## Your instructions
Copy exactly, please, the lines of the data from its start through the line containing "import React from".

## Data extract
• • • • • • •
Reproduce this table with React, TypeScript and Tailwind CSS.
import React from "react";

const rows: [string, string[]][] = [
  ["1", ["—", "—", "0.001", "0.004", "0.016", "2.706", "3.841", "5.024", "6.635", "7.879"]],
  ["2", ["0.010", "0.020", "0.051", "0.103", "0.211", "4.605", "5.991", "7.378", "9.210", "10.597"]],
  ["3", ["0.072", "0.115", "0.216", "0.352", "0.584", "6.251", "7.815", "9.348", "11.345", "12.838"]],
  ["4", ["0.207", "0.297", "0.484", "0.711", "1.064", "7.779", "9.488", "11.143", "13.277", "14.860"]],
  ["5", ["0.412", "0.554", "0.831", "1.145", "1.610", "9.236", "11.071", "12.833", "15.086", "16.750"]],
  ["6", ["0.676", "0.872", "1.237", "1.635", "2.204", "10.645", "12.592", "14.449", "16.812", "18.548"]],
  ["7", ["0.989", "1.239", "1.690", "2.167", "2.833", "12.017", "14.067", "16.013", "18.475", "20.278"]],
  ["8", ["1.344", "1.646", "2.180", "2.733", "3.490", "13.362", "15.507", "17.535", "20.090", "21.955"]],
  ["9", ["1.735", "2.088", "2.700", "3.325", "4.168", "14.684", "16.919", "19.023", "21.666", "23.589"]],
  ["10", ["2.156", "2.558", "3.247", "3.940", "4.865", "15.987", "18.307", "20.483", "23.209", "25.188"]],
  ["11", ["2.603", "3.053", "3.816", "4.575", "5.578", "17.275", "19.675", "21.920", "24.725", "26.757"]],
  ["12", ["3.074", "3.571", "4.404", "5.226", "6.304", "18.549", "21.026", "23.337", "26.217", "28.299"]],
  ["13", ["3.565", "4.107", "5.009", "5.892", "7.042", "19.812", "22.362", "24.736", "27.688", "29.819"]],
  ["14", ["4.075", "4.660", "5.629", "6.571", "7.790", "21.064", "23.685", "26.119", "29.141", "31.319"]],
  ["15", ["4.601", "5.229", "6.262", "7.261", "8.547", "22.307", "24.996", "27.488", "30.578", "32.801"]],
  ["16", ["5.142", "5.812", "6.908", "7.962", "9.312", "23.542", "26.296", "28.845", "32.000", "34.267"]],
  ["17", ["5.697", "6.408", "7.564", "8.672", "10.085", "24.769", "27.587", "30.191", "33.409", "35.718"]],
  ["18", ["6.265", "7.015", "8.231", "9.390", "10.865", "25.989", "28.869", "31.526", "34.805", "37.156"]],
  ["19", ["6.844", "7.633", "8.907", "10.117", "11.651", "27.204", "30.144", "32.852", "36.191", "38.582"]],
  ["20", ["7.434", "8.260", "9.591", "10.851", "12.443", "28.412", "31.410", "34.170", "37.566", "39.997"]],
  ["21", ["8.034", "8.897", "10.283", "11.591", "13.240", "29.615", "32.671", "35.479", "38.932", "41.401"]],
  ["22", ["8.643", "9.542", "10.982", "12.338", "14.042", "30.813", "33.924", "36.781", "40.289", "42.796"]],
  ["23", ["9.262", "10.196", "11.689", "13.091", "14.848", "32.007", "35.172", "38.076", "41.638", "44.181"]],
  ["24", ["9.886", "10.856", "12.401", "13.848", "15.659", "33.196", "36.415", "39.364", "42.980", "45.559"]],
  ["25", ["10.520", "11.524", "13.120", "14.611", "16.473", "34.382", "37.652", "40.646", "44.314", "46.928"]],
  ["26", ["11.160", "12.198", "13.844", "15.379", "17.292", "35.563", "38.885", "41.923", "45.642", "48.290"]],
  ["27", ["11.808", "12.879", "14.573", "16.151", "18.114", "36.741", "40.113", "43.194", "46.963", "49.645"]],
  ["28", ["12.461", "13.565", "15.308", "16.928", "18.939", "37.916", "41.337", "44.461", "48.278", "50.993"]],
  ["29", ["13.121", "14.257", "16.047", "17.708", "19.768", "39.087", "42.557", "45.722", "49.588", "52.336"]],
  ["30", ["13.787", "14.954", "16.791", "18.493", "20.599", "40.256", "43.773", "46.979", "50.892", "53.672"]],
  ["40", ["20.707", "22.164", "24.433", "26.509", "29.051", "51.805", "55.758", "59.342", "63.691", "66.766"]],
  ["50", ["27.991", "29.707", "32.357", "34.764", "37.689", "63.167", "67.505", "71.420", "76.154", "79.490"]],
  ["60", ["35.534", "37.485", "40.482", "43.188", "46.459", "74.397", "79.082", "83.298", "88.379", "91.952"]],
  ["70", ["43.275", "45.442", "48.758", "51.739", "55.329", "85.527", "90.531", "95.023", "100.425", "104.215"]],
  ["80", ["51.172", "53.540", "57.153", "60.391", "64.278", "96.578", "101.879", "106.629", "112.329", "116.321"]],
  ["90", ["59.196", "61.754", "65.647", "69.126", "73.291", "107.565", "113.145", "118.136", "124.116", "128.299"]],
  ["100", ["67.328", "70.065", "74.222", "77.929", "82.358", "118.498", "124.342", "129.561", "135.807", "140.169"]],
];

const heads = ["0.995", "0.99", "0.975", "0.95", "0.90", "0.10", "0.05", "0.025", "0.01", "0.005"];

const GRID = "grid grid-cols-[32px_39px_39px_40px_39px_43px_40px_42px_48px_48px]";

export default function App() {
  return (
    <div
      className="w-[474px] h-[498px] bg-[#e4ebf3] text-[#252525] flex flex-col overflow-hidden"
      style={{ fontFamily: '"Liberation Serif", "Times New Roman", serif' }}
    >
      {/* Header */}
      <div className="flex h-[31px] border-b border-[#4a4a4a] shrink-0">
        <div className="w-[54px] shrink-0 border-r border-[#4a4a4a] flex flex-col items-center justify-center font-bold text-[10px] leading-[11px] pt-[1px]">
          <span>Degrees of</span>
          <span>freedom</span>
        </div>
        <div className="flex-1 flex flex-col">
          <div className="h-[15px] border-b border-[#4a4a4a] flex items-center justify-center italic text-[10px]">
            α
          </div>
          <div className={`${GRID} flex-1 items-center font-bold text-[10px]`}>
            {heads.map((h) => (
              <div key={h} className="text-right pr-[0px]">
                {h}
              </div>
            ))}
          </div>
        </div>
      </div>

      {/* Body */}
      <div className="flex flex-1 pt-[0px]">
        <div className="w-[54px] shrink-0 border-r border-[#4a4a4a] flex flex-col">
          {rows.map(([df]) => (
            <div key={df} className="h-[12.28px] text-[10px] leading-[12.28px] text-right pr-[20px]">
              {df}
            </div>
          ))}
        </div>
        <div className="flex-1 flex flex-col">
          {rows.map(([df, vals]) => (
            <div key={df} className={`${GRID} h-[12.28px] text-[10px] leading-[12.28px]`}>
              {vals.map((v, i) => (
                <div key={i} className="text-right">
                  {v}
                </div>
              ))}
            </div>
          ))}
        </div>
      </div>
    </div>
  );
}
• • • • • • •
## Reply
Reproduce this table with React, TypeScript and Tailwind CSS.
import React from "react";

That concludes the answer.